Signature Scent
A signature scent is the fragrance you wear often enough that people associate it with you — what it means, how to find yours, and why one bottle isn't a rule.
Updated
A scent signature is the fragrance you wear often enough that people start to recognize it as yours — the smell a colleague clocks when you walk past, or the one an old friend says reminds them of you. It is less a category of perfume than a relationship to one: a fragrance worn on repeat until it reads as a personal marker rather than a purchase. The term carries no technical definition in perfumery; it is a wearer's idea, not a chemist's.
The one-fragrance ideal is older than the marketing around it. For most of the twentieth century, owning a single bottle and wearing it for years was the norm — a fragrance was expensive, the choice was small, and loyalty to one house was part of how the perfume industry sold itself. Estée Lauder built a business on women who wore Youth-Dew or Beautiful for decades; couture clients were expected to have a perfume the way they had a hairdresser. The idea that a person should smell like one consistent thing comes straight out of that era.

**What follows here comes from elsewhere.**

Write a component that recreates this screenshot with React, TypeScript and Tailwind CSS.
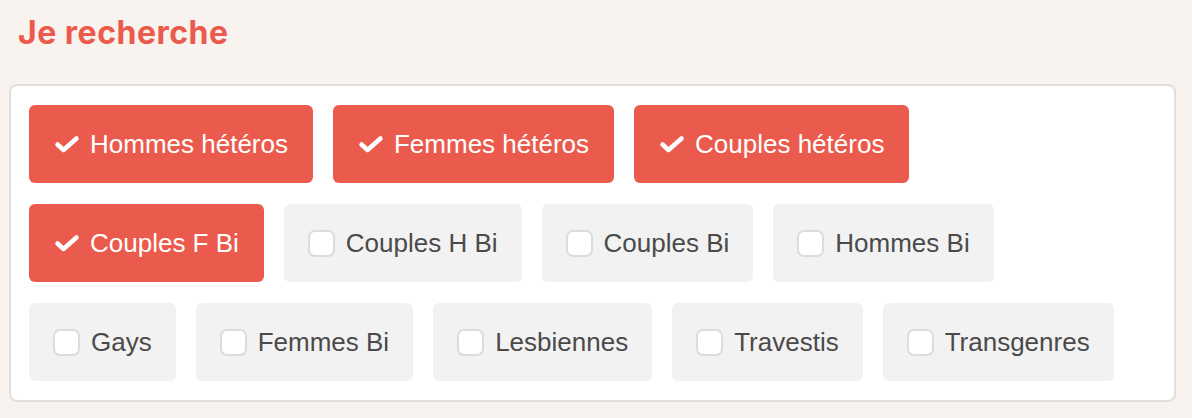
import React from "react";

type Option = { label: string; checked: boolean };

const rows: Option[][] = [
  [
    { label: "Hommes hétéros", checked: true },
    { label: "Femmes hétéros", checked: true },
    { label: "Couples hétéros", checked: true },
  ],
  [
    { label: "Couples F Bi", checked: true },
    { label: "Couples H Bi", checked: false },
    { label: "Couples Bi", checked: false },
    { label: "Hommes Bi", checked: false },
  ],
  [
    { label: "Gays", checked: false },
    { label: "Femmes Bi", checked: false },
    { label: "Lesbiennes", checked: false },
    { label: "Travestis", checked: false },
    { label: "Transgenres", checked: false },
  ],
];

function CheckMark() {
  return (
    <svg width="27" height="20" viewBox="0 0 27 20" fill="none">
      <path
        d="M3.5 10.5 L9.5 16 L22.5 4.5"
        stroke="white"
        strokeWidth={4.5}
        strokeLinecap="round"
        strokeLinejoin="round"
      />
    </svg>
  );
}

function Choice({ label, checked }: Option) {
  return (
    <button
      className={
        checked
          ? "flex h-[78px] items-center gap-[9px] rounded-[6px] bg-[#eb5b4d] px-[25px] text-white"
          : "flex h-[78px] items-center gap-[11px] rounded-[6px] bg-[#f2f2f2] px-[24px] text-[#4a4a4a]"
      }
    >
      {checked ? (
        <CheckMark />
      ) : (
        <span className="block h-[27px] w-[27px] rounded-[7px] border-2 border-[#dcdcdc] bg-white" />
      )}
      <span className="text-[26px] leading-none">{label}</span>
    </button>
  );
}

export default function App() {
  return (
    <div className="h-[418px] w-full bg-[#f8f3ee] pt-[12px] font-['Liberation_Sans',Arial,sans-serif]">
      <h1 className="pl-[18px] font-['Inter',sans-serif] text-[32px] font-bold leading-[42px] tracking-[0.5px] text-[#eb5b4d]">
        Je recherche
      </h1>

      <div className="ml-[9px] mt-[30px] w-[1167px] rounded-[8px] border-2 border-[#e2dfdb] bg-white px-[18px] py-[19px]">
        <div className="flex flex-col gap-[21px]">
          {rows.map((row, i) => (
            <div key={i} className="flex gap-[20px]">
              {row.map((o) => (
                <Choice key={o.label} {...o} />
              ))}
            </div>
          ))}
        </div>
      </div>
    </div>
  );
}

The modern counter-position is the fragrance wardrobe: a small rotation chosen by season, mood, or occasion rather than one bottle for life. Enthusiast communities are openly skeptical of the one-perfume rule — a recurring r/fragrance argument is that nobody owes a fragrance lifelong loyalty, and that a citrus for August and an amber for January is a more honest way to wear scent. Both camps are right about something. The useful through-line is usually a type of smell you keep returning to, not a single bottle you swear off all others for.
- How to find one
- Start from the smell you reach for without thinking, not from a best-of list. Pick a direction — woody, fresh, floral, sweet — then wear two or three candidates on skin across several normal days, not on a paper blotter in a shop. The test is whether you still want to smell it on hour six, and whether it feels like you rather than like an outfit you borrowed.
- Skin chemistry
- The same fragrance smells different on different people, which is why testing on skin matters more than reading the notes. Skin is slightly acidic, and oil content, sweat, body heat and pH all change how a composition develops and how long it lasts — dry skin tends to burn through a scent faster, while warmer or oilier skin holds and projects it longer. A fragrance that is unmistakably yours often comes down to one that works with your skin, not against it.
- Scent memory
- Smell is the only sense wired almost directly into the brain's memory and emotion centers — the amygdala and hippocampus — without passing through the relay every other sense uses. That direct line is why a scent can drag back a moment whole, and why a fragrance worn consistently becomes attached to you in other people's memories. Repetition is what turns a perfume you own into a scent people associate with you.
- Scent wardrobe
- A curated rotation of a few fragrances rather than one bottle for everything — a fresh one for heat, something warmer for cold, a heavier one for evenings. The modern alternative to one-fragrance loyalty, and the framing most enthusiasts now prefer. Several scents can each act as a marker within their own context.
- Skin twin
- Someone whose skin chemistry is close enough to yours that fragrances develop on them the way they do on you. A useful shortcut when choosing: if a skin twin's go-to fragrance smells right to you, it is more likely to behave the same way on your own skin than a stranger's recommendation.